Prompt$ sudo apt upgrade 

will update all of your currently installed packages. It is, however, sometimes the case that the sources from which you download your updates are outdated. You can update these sources,

Prompt$ sudo apt update 

which will update all configured sources for your packages. These sources can be found in the directory, '/etc/apt', in files with the ending '.list'. You can remove packages that are no longer required on your computer by using the autoremove option,

Prompt$ sudo apt autoremove 

You can use the search option to search for packages with a specific feature you might need,

Prompt$ sudo apt search <REGEX> 

will search for packages correlating to the regular expression pattern. Lastly, the command option show displays information about packages in the terminal.

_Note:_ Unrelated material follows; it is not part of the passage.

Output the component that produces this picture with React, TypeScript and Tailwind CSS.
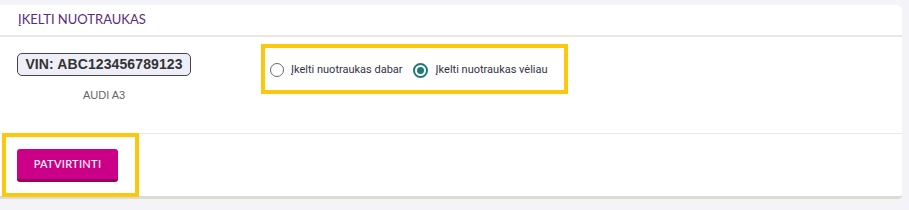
import React from "react";

export default function App() {
  return (
    <div className="w-[909px] h-[210px] bg-[#f4f3f8] pt-[5px]">
      <div className="w-[902px] bg-white rounded-tr-[6px] rounded-br-[4px] border-b-[3px] border-[#dddcd4]">
        {/* Header */}
        <div className="h-[32px] border-b-2 border-[#e9e8e1] pl-[18px] flex items-center">
          <span
            className="text-[13px] text-[#5b2c7a]"
            style={{ fontFamily: "Lato, 'Open Sans', sans-serif" }}
          >
            ĮKELTI NUOTRAUKAS
          </span>
        </div>
        {/* Body */}
        <div className="h-[97px] border-b-[1px] border-[#e9e8e1] pl-[17px] flex items-start">
          <div className="w-[174px] flex flex-col items-center pt-[16px]">
            <div
              className="h-[23px] w-[174px] rounded-[5px] border border-[#444] bg-[#eeeef8] flex items-center justify-center text-[14px] font-bold text-[#333] tracking-[0.1px]"
              style={{ fontFamily: "'Liberation Sans', Arial, sans-serif" }}
            >
              VIN: ABC123456789123
            </div>
            <div
              className="mt-[11px] text-[11px] text-[#666]"
              style={{ fontFamily: "'Liberation Sans', Arial, sans-serif" }}
            >
              AUDI A3
            </div>
          </div>
          <div className="ml-[70px] mt-[7px] w-[307px] h-[50px] border-4 border-[#fcc80b] flex items-center pl-[5px] pt-[2px]">
            <div className="flex items-center">
              <span className="w-[14px] h-[14px] rounded-full border-[1.5px] border-[#6b6b6b] bg-white" />
              <span
                className="ml-[7px] text-[11px] text-[#333344]"
                style={{ fontFamily: "Roboto, sans-serif" }}
              >
                Įkelti nuotraukas dabar
              </span>
            </div>
            <div className="flex items-center ml-[10px]">
              <span className="w-[15px] h-[15px] rounded-full border-2 border-[#1b7a77] bg-white flex items-center justify-center">
                <span className="w-[7px] h-[7px] rounded-full bg-[#1b7a77]" />
              </span>
              <span
                className="ml-[8px] text-[11px] text-[#333344]"
                style={{ fontFamily: "Roboto, sans-serif" }}
              >
                Įkelti nuotraukas vėliau
              </span>
            </div>
          </div>
        </div>
        {/* Footer */}
        <div className="h-[63px] pl-[2px]">
          <div className="-mt-[1px] w-[137px] h-[64px] border-4 border-[#fcc80b] pl-[11px] pt-[12px]">
            <button
              className="w-[101px] h-[33px] rounded-[3px] bg-[#cc0088] border-b-[3px] border-[#98005f] text-white text-[11px] font-medium tracking-[0.3px]"
              style={{ fontFamily: "Lato, 'Open Sans', sans-serif" }}
            >
              PATVIRTINTI
            </button>
          </div>
        </div>
      </div>
    </div>
  );
}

Prompt$ sudo apt show <PACKAGE>

Installing Emacs package example

Here we demonstrate how the package for the text editor, emacs, can be installed with apt.

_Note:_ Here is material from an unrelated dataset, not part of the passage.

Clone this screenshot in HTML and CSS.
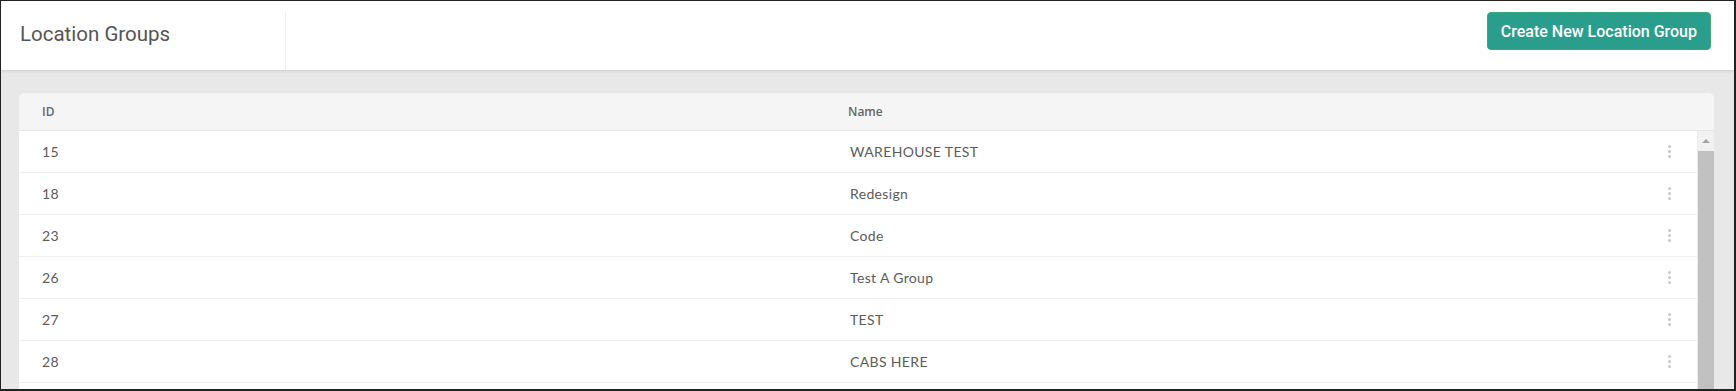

Figure 7.2 Updating configured sources and upgrade packages: The command sudo apt update && sudo apt upgrade will execute sudo apt update and sudo apt upgrade consecutively, updating all configured sources and installing available upgrades for installed packages. This is equivalent to waiting for sudo apt update to complete and then executing sudo apt upgrade. The && is essentially an operator that means 'and'.
Figure 7.3 Installing a package: The command apt install emacs is used to install the package, emacs. In this case, we show what it would look like if emacs was already installed, as it's not possible to show the whole installation process anyway. Also the installation process might take a while, and you'll have to wait for its completion before you can do anything else. There's away to avoid this which we'll learn in the next section when we introduce the concept of background processes.
Figure 7.4 Removing a package: The command sudo apt remove -y emacs will remove the package emacs. When a command option -y is used, you won't be prompted to type the additional 'Y' for the removal to proceed.

Exercise 2: Installing and using Zip

1. Use the apt command to install zip.
2. Use zip to unzip the file folder you compressed in exercise 1.